*WHAT THE EXERCISE ASKS*:
Keep only the lines where "components" appears.

*INFORMATION PROVIDED*:

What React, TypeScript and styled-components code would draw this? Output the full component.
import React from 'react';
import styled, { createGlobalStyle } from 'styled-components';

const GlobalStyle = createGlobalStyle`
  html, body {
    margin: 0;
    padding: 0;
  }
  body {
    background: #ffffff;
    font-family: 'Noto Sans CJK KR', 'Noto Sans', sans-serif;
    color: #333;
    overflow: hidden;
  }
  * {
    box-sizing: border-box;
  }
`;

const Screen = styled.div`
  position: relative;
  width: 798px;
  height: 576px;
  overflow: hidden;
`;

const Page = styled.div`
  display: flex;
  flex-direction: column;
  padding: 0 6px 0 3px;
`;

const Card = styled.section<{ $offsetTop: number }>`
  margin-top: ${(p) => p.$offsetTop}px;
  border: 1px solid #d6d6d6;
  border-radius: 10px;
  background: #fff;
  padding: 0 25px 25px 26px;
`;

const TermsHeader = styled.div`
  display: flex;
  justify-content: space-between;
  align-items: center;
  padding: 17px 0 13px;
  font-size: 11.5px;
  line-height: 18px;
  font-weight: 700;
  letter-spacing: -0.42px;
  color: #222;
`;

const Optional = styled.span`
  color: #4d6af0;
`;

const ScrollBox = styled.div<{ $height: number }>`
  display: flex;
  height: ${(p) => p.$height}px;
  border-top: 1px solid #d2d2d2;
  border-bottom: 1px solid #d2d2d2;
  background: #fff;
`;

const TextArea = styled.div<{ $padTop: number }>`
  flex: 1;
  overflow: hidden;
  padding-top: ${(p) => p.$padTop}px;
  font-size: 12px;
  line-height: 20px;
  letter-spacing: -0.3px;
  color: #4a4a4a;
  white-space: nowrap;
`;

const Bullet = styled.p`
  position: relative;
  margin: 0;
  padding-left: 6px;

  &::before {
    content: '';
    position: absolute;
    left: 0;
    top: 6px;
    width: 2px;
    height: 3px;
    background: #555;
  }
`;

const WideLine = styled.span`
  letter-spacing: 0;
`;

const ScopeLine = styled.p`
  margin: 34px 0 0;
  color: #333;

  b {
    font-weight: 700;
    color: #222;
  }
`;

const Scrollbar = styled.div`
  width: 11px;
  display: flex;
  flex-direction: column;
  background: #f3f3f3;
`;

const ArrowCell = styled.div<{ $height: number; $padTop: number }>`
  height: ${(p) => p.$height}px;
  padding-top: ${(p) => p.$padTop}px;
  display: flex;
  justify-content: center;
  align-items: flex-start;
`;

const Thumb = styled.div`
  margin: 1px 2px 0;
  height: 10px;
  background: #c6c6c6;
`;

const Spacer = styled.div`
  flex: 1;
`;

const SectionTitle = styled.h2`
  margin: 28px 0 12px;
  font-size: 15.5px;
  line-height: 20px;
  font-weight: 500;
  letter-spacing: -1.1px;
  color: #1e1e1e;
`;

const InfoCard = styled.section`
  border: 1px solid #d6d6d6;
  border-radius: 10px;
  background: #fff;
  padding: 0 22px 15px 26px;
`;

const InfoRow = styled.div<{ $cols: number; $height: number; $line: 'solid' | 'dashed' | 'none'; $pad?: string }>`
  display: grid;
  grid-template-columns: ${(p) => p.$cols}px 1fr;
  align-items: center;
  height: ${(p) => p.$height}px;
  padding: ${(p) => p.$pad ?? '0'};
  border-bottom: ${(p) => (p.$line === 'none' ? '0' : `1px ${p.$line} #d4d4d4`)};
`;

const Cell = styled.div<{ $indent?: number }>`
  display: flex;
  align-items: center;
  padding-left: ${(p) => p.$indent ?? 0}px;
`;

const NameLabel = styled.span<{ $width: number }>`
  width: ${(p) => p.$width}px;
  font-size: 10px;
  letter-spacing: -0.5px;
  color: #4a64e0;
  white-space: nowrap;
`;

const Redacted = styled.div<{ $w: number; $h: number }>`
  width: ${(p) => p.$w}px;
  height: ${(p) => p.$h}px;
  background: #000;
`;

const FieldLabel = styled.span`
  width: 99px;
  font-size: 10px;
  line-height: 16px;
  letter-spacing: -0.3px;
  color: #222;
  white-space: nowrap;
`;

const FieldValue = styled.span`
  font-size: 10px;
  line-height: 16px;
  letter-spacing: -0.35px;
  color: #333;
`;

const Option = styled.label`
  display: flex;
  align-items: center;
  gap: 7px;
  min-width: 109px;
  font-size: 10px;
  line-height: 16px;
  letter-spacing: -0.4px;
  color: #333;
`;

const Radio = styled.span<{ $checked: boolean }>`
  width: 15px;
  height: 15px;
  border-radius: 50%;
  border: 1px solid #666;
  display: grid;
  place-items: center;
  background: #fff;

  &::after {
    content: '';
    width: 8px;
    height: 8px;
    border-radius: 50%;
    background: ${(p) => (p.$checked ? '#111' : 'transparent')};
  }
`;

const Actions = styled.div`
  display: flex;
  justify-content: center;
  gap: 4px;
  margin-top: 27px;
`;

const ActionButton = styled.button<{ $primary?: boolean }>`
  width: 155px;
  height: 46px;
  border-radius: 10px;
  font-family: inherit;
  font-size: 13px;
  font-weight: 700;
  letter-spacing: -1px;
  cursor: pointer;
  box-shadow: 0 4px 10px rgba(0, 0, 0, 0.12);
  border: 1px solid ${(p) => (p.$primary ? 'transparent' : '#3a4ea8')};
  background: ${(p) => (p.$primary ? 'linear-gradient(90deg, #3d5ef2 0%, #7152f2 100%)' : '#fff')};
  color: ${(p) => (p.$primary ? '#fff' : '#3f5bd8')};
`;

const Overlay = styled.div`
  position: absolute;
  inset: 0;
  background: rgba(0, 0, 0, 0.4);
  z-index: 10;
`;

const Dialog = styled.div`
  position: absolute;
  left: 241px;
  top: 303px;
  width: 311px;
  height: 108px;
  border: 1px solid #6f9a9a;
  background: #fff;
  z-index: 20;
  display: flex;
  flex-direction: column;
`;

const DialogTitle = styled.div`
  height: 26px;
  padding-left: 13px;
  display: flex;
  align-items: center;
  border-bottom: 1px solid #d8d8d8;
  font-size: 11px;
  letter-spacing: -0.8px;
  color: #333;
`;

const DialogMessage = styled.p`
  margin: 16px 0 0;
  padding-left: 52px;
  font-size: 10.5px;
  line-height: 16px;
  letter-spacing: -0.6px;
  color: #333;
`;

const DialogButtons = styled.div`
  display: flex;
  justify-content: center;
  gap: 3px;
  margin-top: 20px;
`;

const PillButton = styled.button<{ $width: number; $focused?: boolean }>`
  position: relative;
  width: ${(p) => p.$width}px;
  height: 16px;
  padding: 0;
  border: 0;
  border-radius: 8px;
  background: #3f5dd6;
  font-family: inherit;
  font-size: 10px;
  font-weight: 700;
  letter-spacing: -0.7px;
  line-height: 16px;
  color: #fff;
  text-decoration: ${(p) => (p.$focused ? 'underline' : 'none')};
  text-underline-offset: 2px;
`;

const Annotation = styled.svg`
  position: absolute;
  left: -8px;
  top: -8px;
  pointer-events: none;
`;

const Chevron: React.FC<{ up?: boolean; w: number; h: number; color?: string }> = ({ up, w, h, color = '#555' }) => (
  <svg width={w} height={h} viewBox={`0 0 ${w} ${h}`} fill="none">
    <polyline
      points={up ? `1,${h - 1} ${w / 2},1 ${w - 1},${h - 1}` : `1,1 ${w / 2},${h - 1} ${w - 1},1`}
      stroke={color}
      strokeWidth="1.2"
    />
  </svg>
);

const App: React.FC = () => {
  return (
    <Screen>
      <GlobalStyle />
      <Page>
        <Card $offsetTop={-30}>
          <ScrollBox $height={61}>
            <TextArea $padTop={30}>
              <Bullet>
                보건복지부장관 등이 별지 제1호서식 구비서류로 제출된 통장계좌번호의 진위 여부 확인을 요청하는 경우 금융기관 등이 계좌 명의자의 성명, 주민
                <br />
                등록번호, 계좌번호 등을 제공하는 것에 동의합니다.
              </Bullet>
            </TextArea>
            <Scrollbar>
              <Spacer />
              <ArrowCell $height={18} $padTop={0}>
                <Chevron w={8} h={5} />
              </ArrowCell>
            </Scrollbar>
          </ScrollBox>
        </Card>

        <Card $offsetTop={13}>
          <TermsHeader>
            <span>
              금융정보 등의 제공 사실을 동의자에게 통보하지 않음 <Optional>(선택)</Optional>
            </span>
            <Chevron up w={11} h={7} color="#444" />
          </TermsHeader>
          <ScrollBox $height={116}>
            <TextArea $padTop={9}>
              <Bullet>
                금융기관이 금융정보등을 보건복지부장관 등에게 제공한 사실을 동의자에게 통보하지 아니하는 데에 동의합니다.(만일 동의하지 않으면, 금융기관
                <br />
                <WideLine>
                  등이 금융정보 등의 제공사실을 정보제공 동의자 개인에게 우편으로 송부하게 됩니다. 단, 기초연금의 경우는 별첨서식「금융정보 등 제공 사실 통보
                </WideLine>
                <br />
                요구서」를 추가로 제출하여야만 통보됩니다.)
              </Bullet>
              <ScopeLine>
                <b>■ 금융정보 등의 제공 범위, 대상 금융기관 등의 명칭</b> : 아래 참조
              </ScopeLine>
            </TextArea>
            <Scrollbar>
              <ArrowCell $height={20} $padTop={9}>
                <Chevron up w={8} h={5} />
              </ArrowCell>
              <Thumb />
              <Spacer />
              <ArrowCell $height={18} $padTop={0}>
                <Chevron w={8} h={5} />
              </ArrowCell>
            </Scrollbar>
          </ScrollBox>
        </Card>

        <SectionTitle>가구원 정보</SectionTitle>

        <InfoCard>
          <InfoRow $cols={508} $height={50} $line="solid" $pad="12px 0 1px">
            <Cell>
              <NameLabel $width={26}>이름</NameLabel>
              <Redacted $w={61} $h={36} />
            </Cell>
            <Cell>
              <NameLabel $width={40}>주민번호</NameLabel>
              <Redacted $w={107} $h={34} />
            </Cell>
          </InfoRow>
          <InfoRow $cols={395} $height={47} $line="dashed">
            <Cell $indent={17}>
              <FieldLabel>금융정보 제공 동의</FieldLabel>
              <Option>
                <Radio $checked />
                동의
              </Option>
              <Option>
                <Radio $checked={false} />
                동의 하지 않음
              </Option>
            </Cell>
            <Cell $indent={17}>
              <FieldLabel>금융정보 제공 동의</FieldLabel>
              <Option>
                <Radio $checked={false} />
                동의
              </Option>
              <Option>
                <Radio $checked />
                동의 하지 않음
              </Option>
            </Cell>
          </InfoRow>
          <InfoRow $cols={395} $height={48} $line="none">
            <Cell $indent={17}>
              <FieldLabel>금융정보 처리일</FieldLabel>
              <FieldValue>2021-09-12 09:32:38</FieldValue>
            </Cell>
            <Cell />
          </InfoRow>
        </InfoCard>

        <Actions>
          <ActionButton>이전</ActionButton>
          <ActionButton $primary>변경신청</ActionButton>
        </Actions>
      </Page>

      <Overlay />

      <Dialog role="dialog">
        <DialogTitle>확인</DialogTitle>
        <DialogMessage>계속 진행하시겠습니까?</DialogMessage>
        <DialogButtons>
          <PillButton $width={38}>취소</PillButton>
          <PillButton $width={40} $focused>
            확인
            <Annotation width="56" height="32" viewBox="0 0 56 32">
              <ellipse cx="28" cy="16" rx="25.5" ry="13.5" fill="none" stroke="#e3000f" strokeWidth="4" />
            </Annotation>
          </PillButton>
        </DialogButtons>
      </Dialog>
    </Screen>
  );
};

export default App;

*WRITTEN REPLY*:
What React, TypeScript and styled-components code would draw this? Output the full component.
import styled, { createGlobalStyle } from 'styled-components';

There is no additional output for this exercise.